After a vibrant, history-making life, Aretha Franklin has died at age 76.
Franklin's rep confirmed to AP News that the performer died at her home in Detroit on Thursday, August 16.
Reports that Franklin was "gravely ill" surfaced on August 13 after a source close to the family asked for prayers for the singer in the final days. Universally lauded as one of the all-time greatest singers and artists, Franklin is best remembered for her once-in-a-generation, technically flawless voice, which married gospel power with a singular grittiness and honesty. Songs like "Respect," "Think," and "You Make Me Feel Like A Natural Woman" are forever engrained in American pop culture for their reflection of the times the civil rights and feminist movements. In her autobiography, Franklin wrote of the 1967 classic "Respect," "It [reflected] the need of a nation, the need of the average man and woman in the street, the businessman, the mother, the fireman, the teacher — everyone wanted respect. It was also one of the battle cries of the civil rights movement. The song took on monumental significance." The track, originally recorded by Otis Redding but definitively performed by Franklin, was added to the National Recording Registry by the Library of Congress in 2002.

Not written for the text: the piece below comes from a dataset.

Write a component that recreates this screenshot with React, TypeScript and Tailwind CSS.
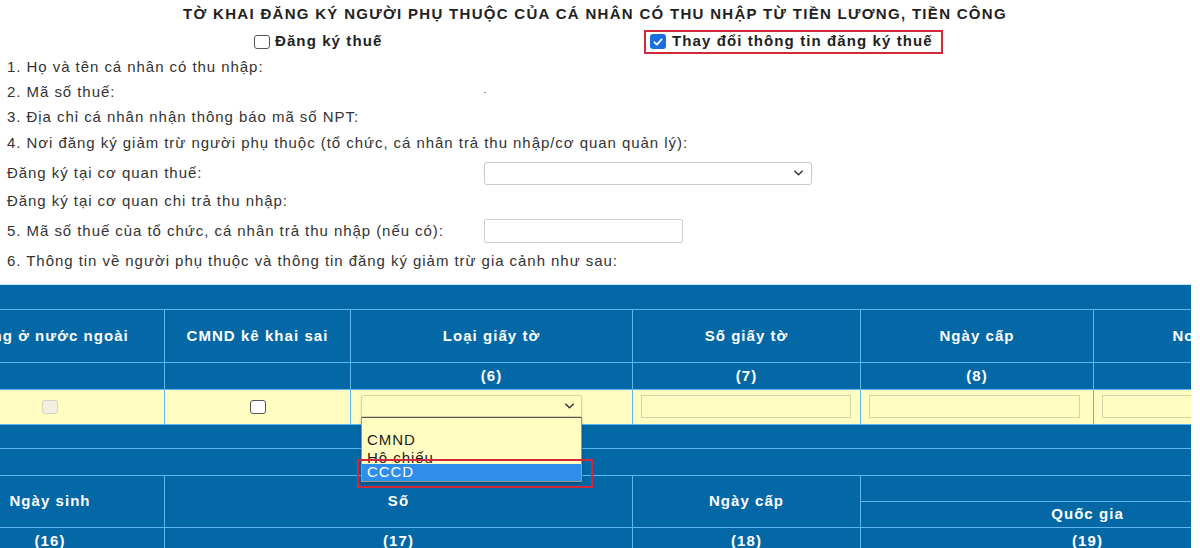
import React from "react";

const Chevron = ({ className = "" }: { className?: string }) => (
  <svg viewBox="0 0 12 8" className={className} fill="none" stroke="currentColor" strokeWidth="1.5">
    <path d="M1.5 1.5 6 6l4.5-4.5" />
  </svg>
);

const Check = () => (
  <svg viewBox="0 0 16 16" className="h-[12px] w-[12px]" fill="none" stroke="white" strokeWidth="2.4" strokeLinecap="round" strokeLinejoin="round">
    <path d="M3.2 8.4 6.5 11.6 12.8 4.6" />
  </svg>
);

const FieldRow = ({ children }: { children: React.ReactNode }) => (
  <div className="flex h-[25px] items-center pl-[7px]">{children}</div>
);

const App = () => {
  return (
    <div className="relative h-[548px] w-[1200px] overflow-hidden bg-white font-['Liberation_Sans',Arial,sans-serif] text-[15px] tracking-[0.95px] text-[#333]">
      {/* Title */}
      <div className="flex h-[28px] w-[1190px] items-center justify-center font-bold tracking-[1.3px] text-[#222]">
        TỜ KHAI ĐĂNG KÝ NGƯỜI PHỤ THUỘC CỦA CÁ NHÂN CÓ THU NHẬP TỪ TIỀN LƯƠNG, TIỀN CÔNG
      </div>

      {/* Checkboxes */}
      <div className="flex h-[27px] items-center pl-[254px] font-bold tracking-[1.1px] text-[#222]">
        <div className="flex w-[390px] items-center gap-[5px]">
          <span className="h-[14px] w-[16px] rounded-[3px] border-[1.5px] border-[#555] bg-white" />
          <span>Đăng ký thuế</span>
        </div>
        <div className="flex h-[24px] w-[299px] items-center gap-[6px] border-[2.5px] border-[#d2283a] pl-[4px]">
          <span className="flex h-[15px] w-[16px] items-center justify-center rounded-[3px] bg-[#1a6fe0]">
            <Check />
          </span>
          <span>Thay đổi thông tin đăng ký thuế</span>
        </div>
      </div>

      {/* Fields */}
      <FieldRow>1. Họ và tên cá nhân có thu nhập:</FieldRow>
      <FieldRow>
        <span className="w-[477px]">2. Mã số thuế:</span>
        <span className="h-[1px] w-[2px] bg-[#999]" />
      </FieldRow>
      <FieldRow>3. Địa chỉ cá nhân nhận thông báo mã số NPT:</FieldRow>
      <div className="flex h-[26px] items-center pl-[7px]">
        4. Nơi đăng ký giảm trừ người phụ thuộc (tổ chức, cá nhân trả thu nhập/cơ quan quản lý):
      </div>
      <div className="flex h-[34px] items-center pl-[7px]">
        <div className="w-[477px]">Đăng ký tại cơ quan thuế:</div>
        <div className="flex h-[23px] w-[328px] items-center justify-end rounded-[3px] border border-[#c9c9c9] bg-white pr-[7px] text-[#333]">
          <Chevron className="h-[8px] w-[11px]" />
        </div>
      </div>
      <div className="flex h-[22px] items-center pl-[7px]">Đăng ký tại cơ quan chi trả thu nhập:</div>
      <div className="flex h-[38px] items-center pl-[7px]">
        <div className="w-[477px]">5. Mã số thuế của tổ chức, cá nhân trả thu nhập (nếu có):</div>
        <div className="h-[24px] w-[199px] rounded-[2px] border border-[#cfcfcf] bg-white" />
      </div>
      <div className="flex h-[22px] items-center pl-[7px]">
        6. Thông tin về người phụ thuộc và thông tin đăng ký giảm trừ gia cảnh như sau:
      </div>
      <div className="h-[12px]" />

      {/* Table */}
      <div className="w-[1191px] overflow-hidden">
        <div className="-ml-[64px] w-[1378px] bg-[#0468a6] font-bold tracking-[1.05px] text-white">
          <div className="h-[25px] border-t border-[#bfe2f8]" />

          <div className="flex h-[53px] border-t border-[#5db6ee]">
            <div className="flex w-[228px] items-center justify-center">Sống ở nước ngoài</div>
            <div className="flex w-[186px] items-center justify-center border-l border-[#5db6ee]">CMND kê khai sai</div>
            <div className="flex w-[282px] items-center justify-center border-l border-[#5db6ee]">Loại giấy tờ</div>
            <div className="flex w-[228px] items-center justify-center border-l border-[#5db6ee]">Số giấy tờ</div>
            <div className="flex w-[233px] items-center justify-center border-l border-[#5db6ee]">Ngày cấp</div>
            <div className="flex w-[221px] items-center justify-center border-l border-[#5db6ee]">Nơi cấp</div>
          </div>

          <div className="flex h-[27px] border-t border-[#5db6ee]">
            <div className="w-[228px]" />
            <div className="w-[186px] border-l border-[#5db6ee]" />
            <div className="flex w-[282px] items-center justify-center border-l border-[#5db6ee]">(6)</div>
            <div className="flex w-[228px] items-center justify-center border-l border-[#5db6ee]">(7)</div>
            <div className="flex w-[233px] items-center justify-center border-l border-[#5db6ee]">(8)</div>
            <div className="w-[221px] border-l border-[#5db6ee]" />
          </div>

          <div className="flex h-[35px] border-t border-[#5db6ee] bg-[#fffdc2]">
            <div className="flex w-[228px] items-center justify-center">
              <span className="h-[14px] w-[16px] rounded-[3px] border border-[#d6d3bf] bg-[#f2f0e2]" />
            </div>
            <div className="flex w-[186px] items-center justify-center border-l border-[#5db6ee]">
              <span className="h-[14px] w-[16px] rounded-[3px] border-[1.5px] border-[#555] bg-white" />
            </div>
            <div className="flex w-[282px] items-start border-l border-[#5db6ee] pl-[10px] pt-[5px]">
              <div className="flex h-[22px] w-[221px] items-center justify-end rounded-[2px] border border-[#d9d5a6] bg-[#fffdc2] pr-[6px] text-[#333] shadow-[0_1px_2px_rgba(0,0,0,0.15)]">
                <Chevron className="h-[8px] w-[11px]" />
              </div>
            </div>
            <div className="flex w-[228px] items-start border-l border-[#5db6ee] pl-[8px] pt-[5px]">
              <div className="h-[23px] w-[210px] border border-[#d7d3a8] bg-[#fffdc2]" />
            </div>
            <div className="flex w-[233px] items-start border-l border-[#5db6ee] pl-[8px] pt-[5px]">
              <div className="h-[23px] w-[211px] border border-[#d7d3a8] bg-[#fffdc2]" />
            </div>
            <div className="flex w-[221px] items-start border-l border-[#5db6ee] pl-[8px] pt-[5px]">
              <div className="h-[23px] w-[205px] border border-[#d7d3a8] bg-[#fffdc2]" />
            </div>
          </div>

          <div className="h-[24px] border-t border-[#5db6ee]" />
          <div className="h-[27px] border-t border-[#5db6ee]" />

          <div className="flex h-[52px] border-t border-[#5db6ee]">
            <div className="flex w-[228px] items-center justify-center">Ngày sinh</div>
            <div className="flex w-[468px] items-center justify-center border-l border-[#5db6ee]">Số</div>
            <div className="flex w-[228px] items-center justify-center border-l border-[#5db6ee]">Ngày cấp</div>
            <div className="flex w-[454px] flex-col border-l border-[#5db6ee]">
              <div className="h-[26px]" />
              <div className="flex h-[26px] items-center justify-center border-t border-[#5db6ee]">Quốc gia</div>
            </div>
          </div>

          <div className="flex h-[28px] border-t border-[#5db6ee]">
            <div className="flex w-[228px] items-center justify-center">(16)</div>
            <div className="flex w-[468px] items-center justify-center border-l border-[#5db6ee]">(17)</div>
            <div className="flex w-[228px] items-center justify-center border-l border-[#5db6ee]">(18)</div>
            <div className="flex w-[454px] items-center justify-center border-l border-[#5db6ee]">(19)</div>
          </div>
        </div>
      </div>

      {/* Open dropdown list */}
      <div className="absolute left-[361px] top-[417px] flex h-[65px] w-[221px] flex-col border border-[#9a9a8a] border-t-[#555] bg-[#fffdc2] text-[#222] shadow-[0_2px_3px_rgba(0,0,0,0.25)]">
        <div className="h-[14px]" />
        <div className="flex h-[16px] items-center pl-[5px]">CMND</div>
        <div className="h-[16px] overflow-hidden pl-[5px] leading-[20px]">Hộ chiếu</div>
        <div className="flex h-[17px] items-center bg-[#2e8ee8] pl-[5px] text-white">CCCD</div>
      </div>
      <div className="absolute left-[357px] top-[459px] h-[29px] w-[236px] border-[2.5px] border-[#d2283a]" />
    </div>
  );
};

export default App;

She is the Queen of Soul, who entranced millions of souls with her boundless songs and stage presence — performing into her 70s, as chronicled by David Remnick in a 2014 New Yorker piece about her later career. Franklin got her start singing in the choir at New Bethel Baptist Church in Detroit, where her father was a reverend. C.L. Franklin's nationally broadcast radio show meant that major Black singers like Sam Cooke visited her childhood home, and Martin Luther King, Jr. was a family friend. She recorded much of her best, and most socially impactful, music with Atlantic Records in the late '60s and '70s. Nearly every powerhouse female vocalist in pop, R&B and beyond – from late goddaughter Whitney Houston to Mariah Carey to Adele to Christina Aguilera to Mary J. Blige – have cited Franklin as an inspiration and idol.
Franklin saw a resurgence in her career in the '80s, thanks to hits like "Freeway of Love" and collaborations with younger artists like George Michael ("I Knew You Were Waiting (For Me)"), Annie Lennox ("Sisters Are Doing It For Themselves," and Houston ("It Isn't, It Wasn't, It Ain't Never Gonna Be"), as well as a cameo in the Blues Brothers movie. In the '90s, Franklin surfaced on several blockbuster soundtracks, including Waiting to Exhale and Malcolm X, while her 1998 album A Rose Is Still a Rose went gold, becoming one of her best selling albums.
A winner of 18 Grammy awards, Franklin was the first woman inducted into the Rock'n'Roll Hall of Fame. She has been awarded the Grammy Lifetime Achievement and Legend awards, is in the Grammy Hall of Fame, was given the Kennedy Center Honors, numerous NAACP Awards, American Music Awards, BET Awards, and was given the Presidential Medal of Freedom for her humanitarian work. Barack Obama himself perfectly summed up the legacy and majesty of Franklin to Remnick, "You can hear Aretha’s influence across the landscape of American music, no matter the genre. What other artist had that kind of impact? Dylan. Maybe Stevie, Ray Charles. The Beatles and the Stones—but, of course, they’re imports. The jazz giants like Armstrong. But it’s a short list. And if I’m stranded on a desert island, and have ten records to take, I know she’s in the collection. For she’ll remind me of my humanity."